After being through the full procedure above, the day-to-day use of verifying the checksums files is simply a matter of downloading the two files, and then calling

  gpg --verify eclipse-${BUILD_ID}-SUMSSHA512.asc

Verifying the artifacts with the checksums

The purpose of doing the above verification of the checksums files is to know you can trust the checksums to verify the artifacts you download from Eclipse or Equinox. The checksums files contain all the checksums for all possible artifacts from a download site. That is a lot more artifacts than you typically need or want to verify. If you used the traditional "verify checksums" command, something similar to the following:

 sha512sum --check eclipse-${BUILD_ID}-SUMSSHA512 

then there would be a lot of warnings about not being able to read some of the files -- files you never downloaded to begin with.
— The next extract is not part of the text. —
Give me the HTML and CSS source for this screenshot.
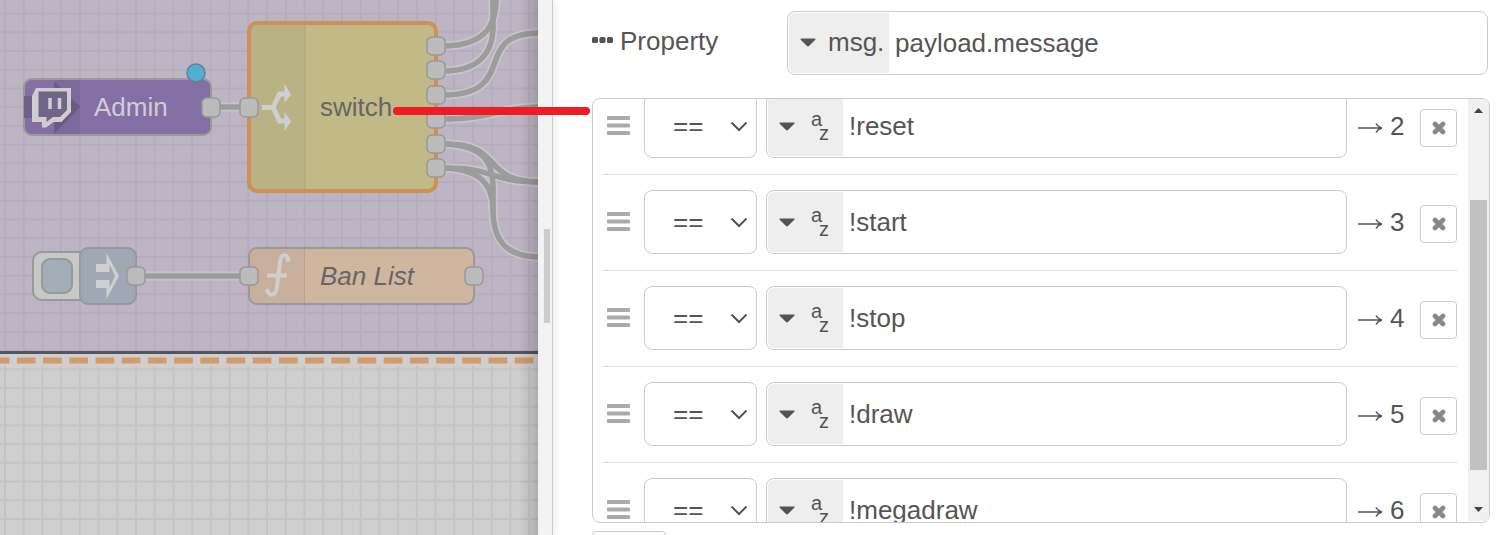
FILE: index.html
```html
<!DOCTYPE html>
<html lang="en">
<head>
<meta charset="utf-8">
<title>Flow editor</title>
<link rel="stylesheet" href="styles.css">
</head>
<body>
<svg class="defs" width="0" height="0" aria-hidden="true">
  <symbol id="bars" viewBox="0 0 23 20"><path d="M1.500 2h20M1.500 9.500h20M1.500 17h20" stroke="#aaa" stroke-width="4" stroke-linecap="round"/></symbol>
  <symbol id="caret" viewBox="0 0 16 9"><path d="M1 .5h14q1 .3.3 1.200L9 8q-1 .9-2 0L.7 1.700Q0 .8 1 .5z" fill="#555"/></symbol>
  <symbol id="chevron" viewBox="0 0 18 11"><path d="M1.500 1.500L9 9l7.500-7.500" fill="none" stroke="#555" stroke-width="2"/></symbol>
  <symbol id="cross" viewBox="0 0 14 14"><path d="M3 3l8 8M11 3l-8 8" stroke="#888" stroke-width="4.600" stroke-linecap="round"/></symbol>
  <symbol id="arrow" viewBox="0 0 25 12"><path d="M0 6H24M18 1.500Q20 5 24 6 20 7 18 10.500" fill="none" stroke="#555" stroke-width="1.500"/></symbol>
</svg>
<div class="editor">
  <main class="workspace">
    <svg class="flow" width="538" height="535">
      <defs>
        <pattern id="grid" x="4" y="50" width="18.720" height="18.720" patternUnits="userSpaceOnUse">
          <path d="M1 0V19M0 1H19" stroke="#c4c4c4" stroke-width="2"/>
        </pattern>
        <pattern id="group-grid" x="4" y="50" width="18.720" height="18.720" patternUnits="userSpaceOnUse">
          <path d="M1 0V19M0 1H19" stroke="#b5acbd" stroke-width="2"/>
        </pattern>
        <linearGradient id="edge"><stop offset="0" stop-color="#000" stop-opacity="0"/><stop offset="1" stop-color="#000" stop-opacity=".14"/></linearGradient>
        <g id="wires">
          <path d="M212 107H240"/>
          <path d="M145 276H240"/>
          <path d="M446 46C480 45 496 30 496 0"/>
          <path d="M446 71C480 70 492 52 493 30V0"/>
          <path d="M446 95C520 93 470 33 540 33"/>
          <path d="M446 119C490 119 500 107 540 107"/>
          <path d="M446 144C505 144 480 182 540 182"/>
          <path d="M446 144C482 146 493 160 493 188V210C493 246 512 257 540 257"/>
          <path d="M446 168C495 168 490 182 540 182"/>
          <path d="M446 168C482 170 493 186 493 210"/>
        </g>
      </defs>
      <rect width="538" height="535" fill="#cfcfcf"/>
      <rect y="366" width="538" height="169" fill="url(#grid)"/>
      <rect width="538" height="352" fill="#beb5c4"/>
      <rect width="538" height="352" fill="url(#group-grid)"/>
      <path d="M0 352.500H538" stroke="#555456" stroke-width="3"/>
      <path d="M-9.300 360.500H538" stroke="#d09c6b" stroke-width="6" stroke-dasharray="18.700 7.500"/>
      <use href="#wires" fill="none" stroke="#c8c5ca" stroke-width="9"/>
      <use href="#wires" fill="none" stroke="#9b9c9b" stroke-width="5.500"/>

      <g stroke="#999" stroke-width="2">
        <rect x="24" y="79" width="187" height="56" rx="8" fill="#836fa3"/>
        <rect x="33" y="252" width="60" height="48" rx="9" fill="#c8c8c8"/>
        <rect x="42" y="259" width="30" height="34" rx="8" fill="#a2adb8"/>
        <rect x="80" y="248" width="56" height="56" rx="8" fill="#9fa8b4"/>
        <rect x="249" y="248" width="225" height="56" rx="8" fill="#cfb69f"/>
      </g>
      <path d="M24 96H54V81L80 107 54 134V118H24z" fill="#6d6089"/>
      <path d="M55 80H80V134H55z" fill="#000" opacity=".04"/>
      <path d="M36 88H71V112L61.500 122H53.500L46 127.500H42V122H32V96z" fill="#cfcdd1"/>
      <path d="M38.500 91.500H67V110L60 117H53L46.500 122V117H38.500z" fill="#706586"/>
      <path d="M50 98V109M59.500 98V109" stroke="#cfcdd1" stroke-width="3.500"/>
      <text class="node-label light" x="94" y="116">Admin</text>
      <circle cx="196" cy="73" r="9" fill="#50aed2" stroke="#66808f" stroke-width="1.500"/>

      <rect x="249" y="23" width="187" height="168" rx="8" fill="#c1ba86"/>
      <path d="M257 23H305V191H257Q249 191 249 183V31Q249 23 257 23z" fill="#b8b284"/>
      <path d="M305 25V190" stroke="#aba679"/>
      <rect x="249" y="23" width="187" height="168" rx="8" fill="none" stroke="#d09055" stroke-width="4"/>
      <path d="M262 107.500H273L279.500 94H285M273 107L279.500 121H285" fill="none" stroke="#cfcfcf" stroke-width="5"/>
      <path d="M284.500 84L291 94.500 284.500 103zM284.500 112L291 121.500 284.500 131z" fill="#cfcfcf"/>
      <text class="node-label" x="320" y="116">switch</text>

      <path d="M96 264H106.500V253L119 276 106.500 299V288H96V280H109.500V288L115 276 109.500 264V272H96z" fill="#cfcfcf"/>
      <path d="M258 249H304V303H258Q250 303 250 295V257Q250 249 258 249z" fill="#c8af9c"/>
      <path d="M304.500 249V303" stroke="#baa290"/>
      <path d="M288.500 260C287 254 281 253 280 262L277 287C276 296 269 297 267 290M267 275.500H287" fill="none" stroke="#cfcfcf" stroke-width="4"/>
      <circle cx="288" cy="259.500" r="2.500" fill="#cfcfcf"/><circle cx="267.500" cy="291" r="2.500" fill="#cfcfcf"/>
      <text class="node-label italic" x="320" y="285">Ban List</text>

      <g fill="#bbb" stroke="#999" stroke-width="1.500">
        <rect x="202" y="98" width="18" height="19" rx="5"/>
        <rect x="240" y="98" width="18" height="19" rx="5"/>
        <rect x="127" y="267" width="18" height="18" rx="5"/>
        <rect x="240" y="267" width="18" height="18" rx="5"/>
        <rect x="465" y="267" width="18" height="18" rx="5"/>
        <rect x="427" y="37" width="18" height="18" rx="5"/>
        <rect x="427" y="61" width="18" height="18" rx="5"/>
        <rect x="427" y="86" width="18" height="18" rx="5"/>
        <rect x="427" y="110" width="18" height="18" rx="5"/>
        <rect x="427" y="135" width="18" height="18" rx="5"/>
        <rect x="427" y="159" width="18" height="18" rx="5"/>
      </g>
      <rect x="518" width="20" height="535" fill="url(#edge)"/>
    </svg>
  </main>
  <div class="splitter"><span class="grip"></span></div>
  <section class="tray">
    <div class="property">
      <label class="property-label" for="property">
        <svg width="22" height="8" viewBox="0 0 22 8"><g fill="#555"><rect y="0" width="6" height="6" rx="1.500"/><rect x="7.500" width="6" height="6" rx="1.500"/><rect x="15" width="6" height="6" rx="1.500"/></g></svg>
        Property
      </label>
      <div class="typed">
        <button class="type msg" type="button"><svg width="16" height="9"><use href="#caret"/></svg>msg.</button>
        <input class="value" id="property" type="text" value="payload.message">
      </div>
    </div>
    <div class="rules">
      <ol class="rule-list">
        <li class="rule">
          <svg class="handle" width="23" height="20"><use href="#bars"/></svg>
          <div class="operator"><select aria-label="Operator for output 2"><option>==</option></select><svg width="18" height="11"><use href="#chevron"/></svg></div>
          <div class="typed">
            <button class="type" type="button" aria-label="string"><svg width="16" height="9"><use href="#caret"/></svg><span class="az"><span>a</span><span>z</span></span></button>
            <input class="value" type="text" aria-label="Value for output 2" value="!reset">
          </div>
          <span class="output"><svg width="25" height="12"><use href="#arrow"/></svg>2</span>
          <button class="remove" type="button" aria-label="Remove"><svg width="14" height="14"><use href="#cross"/></svg></button>
        </li>
        <li class="rule">
          <svg class="handle" width="23" height="20"><use href="#bars"/></svg>
          <div class="operator"><select aria-label="Operator for output 3"><option>==</option></select><svg width="18" height="11"><use href="#chevron"/></svg></div>
          <div class="typed">
            <button class="type" type="button" aria-label="string"><svg width="16" height="9"><use href="#caret"/></svg><span class="az"><span>a</span><span>z</span></span></button>
            <input class="value" type="text" aria-label="Value for output 3" value="!start">
          </div>
          <span class="output"><svg width="25" height="12"><use href="#arrow"/></svg>3</span>
          <button class="remove" type="button" aria-label="Remove"><svg width="14" height="14"><use href="#cross"/></svg></button>
        </li>
        <li class="rule">
          <svg class="handle" width="23" height="20"><use href="#bars"/></svg>
          <div class="operator"><select aria-label="Operator for output 4"><option>==</option></select><svg width="18" height="11"><use href="#chevron"/></svg></div>
          <div class="typed">
            <button class="type" type="button" aria-label="string"><svg width="16" height="9"><use href="#caret"/></svg><span class="az"><span>a</span><span>z</span></span></button>
            <input class="value" type="text" aria-label="Value for output 4" value="!stop">
          </div>
          <span class="output"><svg width="25" height="12"><use href="#arrow"/></svg>4</span>
          <button class="remove" type="button" aria-label="Remove"><svg width="14" height="14"><use href="#cross"/></svg></button>
        </li>
        <li class="rule">
          <svg class="handle" width="23" height="20"><use href="#bars"/></svg>
          <div class="operator"><select aria-label="Operator for output 5"><option>==</option></select><svg width="18" height="11"><use href="#chevron"/></svg></div>
          <div class="typed">
            <button class="type" type="button" aria-label="string"><svg width="16" height="9"><use href="#caret"/></svg><span class="az"><span>a</span><span>z</span></span></button>
            <input class="value" type="text" aria-label="Value for output 5" value="!draw">
          </div>
          <span class="output"><svg width="25" height="12"><use href="#arrow"/></svg>5</span>
          <button class="remove" type="button" aria-label="Remove"><svg width="14" height="14"><use href="#cross"/></svg></button>
        </li>
        <li class="rule">
          <svg class="handle" width="23" height="20"><use href="#bars"/></svg>
          <div class="operator"><select aria-label="Operator for output 6"><option>==</option></select><svg width="18" height="11"><use href="#chevron"/></svg></div>
          <div class="typed">
            <button class="type" type="button" aria-label="string"><svg width="16" height="9"><use href="#caret"/></svg><span class="az"><span>a</span><span>z</span></span></button>
            <input class="value" type="text" aria-label="Value for output 6" value="!megadraw">
          </div>
          <span class="output"><svg width="25" height="12"><use href="#arrow"/></svg>6</span>
          <button class="remove" type="button" aria-label="Remove"><svg width="14" height="14"><use href="#cross"/></svg></button>
        </li>
      </ol>
      <div class="scrollbar">
        <svg width="9" height="5"><path d="M0 5L4.500 0 9 5z" fill="#444"/></svg>
        <div class="track"><div class="thumb"></div></div>
        <svg width="9" height="5"><path d="M0 0L4.500 5 9 0z" fill="#444"/></svg>
      </div>
    </div>
    <div class="footer"><button class="add" type="button" aria-label="Add rule"></button></div>
  </section>
  <div class="marker"></div>
</div>
</body>
</html>
```
FILE: styles.css
```css
* {
  box-sizing: border-box;
}

body {
  margin: 0;
  font-family: "Liberation Sans", Arial, sans-serif;
  font-size: 26px;
  color: #555;
  background: #fff;
}

button,
input,
select {
  margin: 0;
  font: inherit;
  color: inherit;
}

svg {
  display: block;
  flex: none;
}

.defs {
  position: absolute;
}

.editor {
  position: relative;
  display: flex;
  height: 100vh;
  overflow: hidden;
}

.workspace {
  flex: 0 0 538px;
  overflow: hidden;
  background: #cfcfcf;
}

.node-label {
  font-size: 26px;
  fill: #666;
}

.node-label.light {
  fill: #d0cdd4;
}

.node-label.italic {
  font-style: italic;
}

.splitter {
  flex: 0 0 15px;
  display: flex;
  align-items: center;
  justify-content: center;
  padding: 17px 0 0 3px;
  background: #f3f3f3;
  border-right: 1px solid #ccc;
  box-shadow: 2px 0 8px rgba(0, 0, 0, 0.08);
}

.grip {
  width: 6px;
  height: 94px;
  background: #ccc;
}

.tray {
  flex: 1;
  min-width: 0;
  min-height: 0;
  display: flex;
  flex-direction: column;
  padding: 11px 11px 0 39px;
}

.property {
  display: flex;
  align-items: center;
  margin: 0 2px 23px 0;
}

.property-label {
  flex: 0 0 195px;
  display: flex;
  align-items: center;
  gap: 6px;
  padding-bottom: 4px;
}

.typed {
  flex: 1;
  min-width: 0;
  display: flex;
  height: 64px;
  padding: 1px;
  background: #fff;
  border: 1px solid #ccc;
  border-radius: 8px;
}

.type {
  display: flex;
  align-items: center;
  gap: 16px;
  width: 75px;
  padding: 0 0 0 11px;
  background: #eee;
  border: 0;
  border-radius: 6px 0 0 6px;
}

.type.msg {
  gap: 12px;
  width: 100px;
  padding-bottom: 2px;
}

.value {
  flex: 1;
  min-width: 0;
  padding: 0 6px;
  background: transparent;
  border: 0;
  outline: 0;
}

.az {
  display: flex;
  flex-direction: column;
  width: 18px;
  font-size: 20px;
  line-height: 14px;
  text-align: left;
}

.az span + span {
  align-self: flex-end;
}

.rules {
  flex: 1;
  min-height: 0;
  display: flex;
  padding-bottom: 1px;
  overflow: hidden;
  border: 1px solid #ccc;
  border-radius: 8px;
}

.rule-list {
  flex: 1;
  min-width: 0;
  height: 100%;
  margin: -20px 0 0;
  padding: 0 11px 0 10px;
  list-style: none;
}

.rule {
  display: flex;
  align-items: center;
  padding: 15px 0 16px 4px;
  border-bottom: 1px solid #ddd;
}

.handle {
  margin-right: 14px;
}

.operator {
  display: grid;
  align-items: center;
  width: 113px;
  margin-right: 9px;
}

.operator > * {
  grid-area: 1 / 1;
}

.operator svg {
  justify-self: end;
  margin-right: 9px;
  pointer-events: none;
}

.operator select {
  width: 100%;
  height: 64px;
  padding: 0 28px;
  appearance: none;
  background: #fff;
  border: 1px solid #ccc;
  border-radius: 8px;
}

.output {
  display: flex;
  align-items: center;
  gap: 7px;
  width: 73px;
  padding-left: 11px;
}

.output svg {
  margin-top: 4px;
}

.remove {
  display: grid;
  place-items: center;
  width: 37px;
  height: 38px;
  margin-top: 4px;
  padding: 0;
  background: #fff;
  border: 1px solid #ccc;
  border-radius: 4px;
}

.scrollbar {
  flex: 0 0 21px;
  display: flex;
  flex-direction: column;
  align-items: center;
  padding: 9px 0 9px;
  background: #f0f0f0;
}

.track {
  flex: 1;
  width: 17px;
  padding: 87px 0 37px;
}

.thumb {
  height: 100%;
  background: #c1c1c1;
}

.footer {
  flex: 0 0 4px;
  min-height: 0;
  margin-top: 8px;
}

.add {
  display: block;
  width: 74px;
  height: 38px;
  background: #fff;
  border: 1px solid #ccc;
  border-radius: 4px;
}

.marker {
  position: absolute;
  top: 107px;
  left: 393px;
  width: 197px;
  height: 8px;
  background: #ee1c24;
  border-radius: 4px;
}
```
That is why the output of the traditional command is typically filtered with a command such as grep. For example,

sha512sum --check eclipse-I20160518-2000-SUMSSHA512 2>&1 | grep OK

or, if you just had one file to check, you could use something similar to

sha512sum --check eclipse-I20160518-2000-SUMSSHA512 2>&1 | grep eclipse-SDK-I20160518-2000-linux-gtk-x86_64.tar.gz

Why go through all this? The advantage of using the file of checksums is that it can be better verified to be authentic even from an 'http' connection or even from an unknown mirror by verifying its signature before using the checksums to verify the artifacts. Not everyone is that concerned with security -- but, in this day and age, you should be!